- [EXERCISE DESCRIPTION] Copy out the data exactly, leaving the pictures behind.

- [DATASET EXCERPT]
━━━━━━━━━━━━━━━━━━━━

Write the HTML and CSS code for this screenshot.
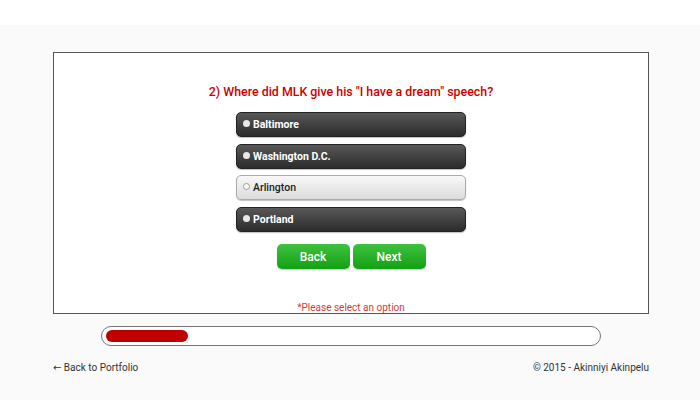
FILE: index.html
```html
<!DOCTYPE html>
<html>
<head>
<meta charset="utf-8">
<link rel="stylesheet" href="styles.css">
</head>
<body>
<div class="page">
  <div class="quiz">
    <h2 class="question">2) Where did MLK give his "I have a dream" speech?</h2>
    <ul class="options">
      <li class="option"><span class="dot"></span>Baltimore</li>
      <li class="option"><span class="dot"></span>Washington D.C.</li>
      <li class="option option-light"><span class="dot"></span>Arlington</li>
      <li class="option"><span class="dot"></span>Portland</li>
    </ul>
    <div class="actions">
      <button class="btn">Back</button>
      <button class="btn">Next</button>
    </div>
    <p class="error">*Please select an option</p>
  </div>
  <div class="progress"><div class="progress-fill" style="width:82px"></div></div>
  <div class="footer">
    <span><span class="arrow">&larr;</span> Back to Portfolio</span>
    <span>&copy; 2015 - Akinniyi Akinpelu</span>
  </div>
</div>
</body>
</html>
```
FILE: styles.css
```css
html, body {
  margin: 0;
  padding: 0;
  background: #ffffff;
  font-family: Roboto, "Liberation Sans", sans-serif;
}
.page {
  margin-top: 25px;
  height: 375px;
  box-sizing: border-box;
  background: #fafafa;
  padding-top: 27px;
}
.quiz {
  margin-left: 53px;
  width: 596px;
  height: 262px;
  box-sizing: border-box;
  border: 1px solid #555;
  background: #fff;
  display: flex;
  flex-direction: column;
  align-items: center;
  padding-top: 31px;
}
.question {
  margin: 0;
  font-size: 12.4px;
  line-height: 16px;
  font-weight: 500;
  color: #cc0000;
}
.options {
  list-style: none;
  margin: 12px 0 0;
  padding: 0;
  display: flex;
  flex-direction: column;
  gap: 6.5px;
}
.option {
  width: 230px;
  height: 25px;
  box-sizing: border-box;
  border-radius: 5px;
  background: linear-gradient(#585858, #2c2c2c);
  border: 1px solid #222;
  color: #fff;
  font-size: 10.5px;
  font-weight: bold;
  display: flex;
  align-items: center;
  padding-left: 6px;
  box-shadow: 0 1px 1px rgba(0,0,0,0.25);
}
.dot {
  width: 7px;
  height: 7px;
  border-radius: 50%;
  background: #e8e8e8;
  margin-right: 3px;
  margin-top: -2px;
}
.option-light {
  background: linear-gradient(#f8f8f8, #dcdcdc);
  border: 1px solid #aaa;
  color: #222;
  font-weight: 500;
}
.option-light .dot {
  background: #fff;
  border: 1px solid #999;
  width: 5px;
  height: 5px;
}
.actions {
  display: flex;
  gap: 3px;
  margin-top: 12.5px;
}
.btn {
  width: 73px;
  height: 25px;
  border: none;
  border-radius: 5px;
  background: linear-gradient(#3fc23f, #13a013);
  color: #fff;
  font-family: Roboto, "Liberation Sans", sans-serif;
  font-size: 12px;
  font-weight: 500;
  padding: 0;
  box-shadow: 0 1px 1px rgba(0,0,0,0.2);
}
.error {
  margin: auto 0 -2px;
  padding: 0;
  font-size: 10px;
  line-height: 14px;
  color: #d23a3a;
}
.progress {
  margin: 12px 0 0 101px;
  width: 500px;
  height: 20px;
  box-sizing: border-box;
  border: 1.5px solid #777;
  border-radius: 10px;
  padding: 2.5px 4px;
  background: #fff;
}
.progress-fill {
  height: 12px;
  border-radius: 6px;
  background: #c00000;
}
.footer {
  margin: 16px 0 0 53px;
  width: 596px;
  display: flex;
  justify-content: space-between;
  font-size: 10px;
  color: #333;
}
.arrow {
  font-family: "DejaVu Sans", sans-serif;
  font-size: 10px;
}
```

━━━━━━━━━━━━━━━━━━━━

- [RESULT BELOW]
Write the HTML and CSS code for this screenshot.
FILE: index.html
```html
<!DOCTYPE html>
<html>
<head>
<meta charset="utf-8">
<link rel="stylesheet" href="styles.css">
</head>
<body>
<div class="page">
  <div class="quiz">
    <h2 class="question">2) Where did MLK give his "I have a dream" speech?</h2>
    <ul class="options">
      <li class="option"><span class="dot"></span>Baltimore</li>
      <li class="option"><span class="dot"></span>Washington D.C.</li>
      <li class="option option-light"><span class="dot"></span>Arlington</li>
      <li class="option"><span class="dot"></span>Portland</li>
    </ul>
    <div class="actions">
      <button class="btn">Back</button>
      <button class="btn">Next</button>
    </div>
    <p class="error">*Please select an option</p>
  </div>
  <div class="progress"><div class="progress-fill" style="width:82px"></div></div>
  <div class="footer">
    <span><span class="arrow">&larr;</span> Back to Portfolio</span>
    <span>&copy; 2015 - Akinniyi Akinpelu</span>
  </div>
</div>
</body>
</html>
```
FILE: styles.css
```css
html, body {
  margin: 0;
  padding: 0;
  background: #ffffff;
  font-family: Roboto, "Liberation Sans", sans-serif;
}
.page {
  margin-top: 25px;
  height: 375px;
  box-sizing: border-box;
  background: #fafafa;
  padding-top: 27px;
}
.quiz {
  margin-left: 53px;
  width: 596px;
  height: 262px;
  box-sizing: border-box;
  border: 1px solid #555;
  background: #fff;
  display: flex;
  flex-direction: column;
  align-items: center;
  padding-top: 31px;
}
.question {
  margin: 0;
  font-size: 12.4px;
  line-height: 16px;
  font-weight: 500;
  color: #cc0000;
}
.options {
  list-style: none;
  margin: 12px 0 0;
  padding: 0;
  display: flex;
  flex-direction: column;
  gap: 6.5px;
}
.option {
  width: 230px;
  height: 25px;
  box-sizing: border-box;
  border-radius: 5px;
  background: linear-gradient(#585858, #2c2c2c);
  border: 1px solid #222;
  color: #fff;
  font-size: 10.5px;
  font-weight: bold;
  display: flex;
  align-items: center;
  padding-left: 6px;
  box-shadow: 0 1px 1px rgba(0,0,0,0.25);
}
.dot {
  width: 7px;
  height: 7px;
  border-radius: 50%;
  background: #e8e8e8;
  margin-right: 3px;
  margin-top: -2px;
}
.option-light {
  background: linear-gradient(#f8f8f8, #dcdcdc);
  border: 1px solid #aaa;
  color: #222;
  font-weight: 500;
}
.option-light .dot {
  background: #fff;
  border: 1px solid #999;
  width: 5px;
  height: 5px;
}
.actions {
  display: flex;
  gap: 3px;
  margin-top: 12.5px;
}
.btn {
  width: 73px;
  height: 25px;
  border: none;
  border-radius: 5px;
  background: linear-gradient(#3fc23f, #13a013);
  color: #fff;
  font-family: Roboto, "Liberation Sans", sans-serif;
  font-size: 12px;
  font-weight: 500;
  padding: 0;
  box-shadow: 0 1px 1px rgba(0,0,0,0.2);
}
.error {
  margin: auto 0 -2px;
  padding: 0;
  font-size: 10px;
  line-height: 14px;
  color: #d23a3a;
}
.progress {
  margin: 12px 0 0 101px;
  width: 500px;
  height: 20px;
  box-sizing: border-box;
  border: 1.5px solid #777;
  border-radius: 10px;
  padding: 2.5px 4px;
  background: #fff;
}
.progress-fill {
  height: 12px;
  border-radius: 6px;
  background: #c00000;
}
.footer {
  margin: 16px 0 0 53px;
  width: 596px;
  display: flex;
  justify-content: space-between;
  font-size: 10px;
  color: #333;
}
.arrow {
  font-family: "DejaVu Sans", sans-serif;
  font-size: 10px;
}
```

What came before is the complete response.